I held my peace on that one.
"Then why did you come to us for assistance?" Carl smiled like a seasoned businessman who took to paid assassination as a holiday lark.
"You can't have forgotten already," Todd said. "It was only half a year ago."
"Really, it was that simple?"
Carl's tone was playful, as though he remembered very well their first meeting. Why he should bother stretching out the conversation with feigned ignorance eluded me. Maybe he was having second thoughts about the free beer, no matter how cheap.
It was fascinating to see Todd skate across a range of expressions, because I was seeing (much to my self-dissatisfaction) my own reaction to unpalatable subjects. Neither one of us had a poker face, it seemed, and the topic at hand roused him to ratlike fury. Did I really look like that whenever I was (pardon the expression) beside myself? Did my face narrow, my chin shrink and my eyes wobble in idiotic dementia? I resolved to spend some practice time in front of the mirror. I needed to hone my cool.
Todd was going to tell a story on himself, because if he didn't Carl would. Either way, it didn't promise to be flattering.
"I was at the PFZ January..." he began.
"Taking in the sights," Carl elaborated.
"It was a
hot day," Todd continued.
"Half a year ago lands you in the dead of winter."
"What matters the weather! I happened to be downtown on business."
"Business?" Carl inquired. His tone inferred Todd knew as much about business as a seal knew about the Mojave Desert.
"It's not pertinent to the story," Todd frowned. "Remember way back when you still had a liquor license? When a dude could still drop in the PFZ and not end up with lemonade?"

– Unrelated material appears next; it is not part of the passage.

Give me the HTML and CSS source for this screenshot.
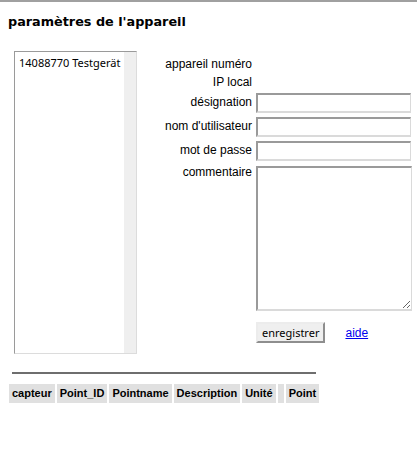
FILE: index.html
```html
<!DOCTYPE html>
<html lang="fr">
<head>
<meta charset="utf-8">
<title>paramètres de l'appareil</title>
<link rel="stylesheet" href="styles.css">
</head>
<body>
<div class="topline"></div>
<h1 class="title">paramètres de l'appareil</h1>
<div class="main">
  <div class="devices">
    <div class="device-list">
      <div class="device">14088770 Testgerät</div>
    </div>
    <div class="scrolltrack"></div>
  </div>
  <form class="settings">
    <label class="lbl lbl-text">appareil numéro</label><span class="val"></span>
    <label class="lbl lbl-text">IP local</label><span class="val"></span>
    <label class="lbl lbl-field" for="designation">désignation</label><input class="field" id="designation" type="text">
    <label class="lbl lbl-field" for="user">nom d'utilisateur</label><input class="field" id="user" type="text">
    <label class="lbl lbl-field" for="pass">mot de passe</label><input class="field" id="pass" type="password">
    <label class="lbl lbl-area" for="comment">commentaire</label><textarea class="area" id="comment"></textarea>
    <span></span>
    <div class="actions">
      <button type="button" class="btn">enregistrer</button>
      <a href="#" class="help">aide</a>
    </div>
  </form>
</div>
<div class="sep"></div>
<div class="points-head">
  <span class="th">capteur</span>
  <span class="th">Point_ID</span>
  <span class="th">Pointname</span>
  <span class="th">Description</span>
  <span class="th">Unité</span>
  <span class="th"></span>
  <span class="th">Point</span>
</div>
</body>
</html>
```
FILE: styles.css
```css
html, body {
  margin: 0;
  background: #fff;
}
body {
  font-family: "Liberation Sans", Arial, sans-serif;
  font-size: 12px;
  color: #000;
}
.topline {
  height: 2px;
  background: #a0a0a0;
}
.title {
  margin: 0;
  padding: 12px 8px 0;
  font-family: "DejaVu Sans", sans-serif;
  font-weight: bold;
  font-size: 12.8px;
  line-height: 15px;
}
.main {
  display: flex;
  align-items: flex-start;
  margin-top: 22px;
  padding-left: 14px;
}
.devices {
  width: 123px;
  height: 303px;
  box-sizing: border-box;
  border: 1px solid;
  border-color: #9a9a9a #dcdcdc #dcdcdc #9a9a9a;
  display: flex;
}
.device-list {
  flex: 1;
  padding: 3px 4px;
  font-family: "Noto Sans", "Open Sans", sans-serif;
  font-size: 11px;
  line-height: 15px;
  white-space: nowrap;
  overflow: hidden;
}
.scrolltrack {
  width: 12px;
  background: #efefef;
}
.settings {
  margin: 6px 0 0 23px;
  display: grid;
  grid-template-columns: 92px 156px;
  column-gap: 4px;
  row-gap: 4px;
}
.lbl {
  text-align: right;
  line-height: 14px;
  white-space: nowrap;
}
.lbl-field {
  padding-top: 2px;
}
.field {
  box-sizing: border-box;
  width: 155px;
  height: 20px;
  margin: 0;
  padding: 1px 2px;
  border-style: solid;
  border-width: 2px 1px 2px 2px;
  border-color: #9a9a9a #dadada #dadada #9a9a9a;
  background: #fff;
  font-family: "Liberation Sans", Arial, sans-serif;
  font-size: 12px;
  outline: none;
}
.area {
  box-sizing: border-box;
  width: 156px;
  height: 145px;
  margin: 1px 0 0;
  padding: 2px;
  border-style: solid;
  border-width: 2px 1px 2px 2px;
  border-color: #9a9a9a #dadada #dadada #9a9a9a;
  background: #fff;
  font-family: "Liberation Sans", Arial, sans-serif;
  font-size: 12px;
  display: block;
}
.actions {
  display: flex;
  align-items: baseline;
  gap: 20px;
  margin-top: 7px;
}
.btn {
  box-sizing: border-box;
  height: 21px;
  padding: 1px 4px;
  margin: 0;
  border: 2px solid;
  border-color: #ececec #8e8e8e #8e8e8e #ececec;
  background: #efefef;
  color: #000;
  font-family: "Noto Sans", "Open Sans", sans-serif;
  font-size: 11px;
  line-height: 15px;
}
.help {
  color: #0000ee;
  text-decoration: underline;
  font-size: 12px;
}
.sep {
  width: 304px;
  height: 2px;
  margin: 18px 0 0 12px;
  background: #6e6e6e;
}
.points-head {
  display: flex;
  gap: 2px;
  margin: 10px 0 0 9px;
}
.th {
  display: block;
  min-width: 0;
  padding: 3px 3px;
  background: #e0e0e0;
  font-weight: bold;
  font-size: 11px;
  line-height: 13px;
  height: 13px;
}
```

Carl didn't answer, which I found more worrying than anything he might have said outside of 'I'm going to plug the both of you, here and now.' And maybe that was precisely what he was saying-not-saying. His liquor license had been a badge of honor, or it could have been dishonor, but either way it made him a viable business entity. His girls were goddesses in my uncultured eyes, yet they were probably not top of the line. Tungsten-halogen lighting, starvation diets, giraffe costumes and pasties could only perform limited miracles. Carl had counted on the chemistry of spirits to convince his customers they were witnessing a parade of bona fide centerfolds. To some folks, hambones without beer are just hambones.
"I must have had a few drinks too many that evening," Todd continued, fending off Carl's wrathful expression by looking into space. "Usually, I'm cooth enough to act my age, but I went a little overboard and started coming on to one of the pole girls."
"'Performance artists'," Carl corrected, massaging his ego with the cachet. "And if you think playing goochy-goo with a cooch in public is a sign of refinement, you must take your dumps in the front yard. But you missed the best part. You want me to continue for you?"
Seeing he was not going to get a break, Todd went on:
"I may have been a little too forward."
He waited for Carl's laughter to subside.
"The girl began yelling—really out of all proportion to what I'd done. Which wasn't much. Or it could've have been. Anyway, I don't remember. So this girl starts acting crazy, like I was a real pervert instead of a guy looking for a good time. Then this other girl comes up and begins hammering me. Man, she hit hard."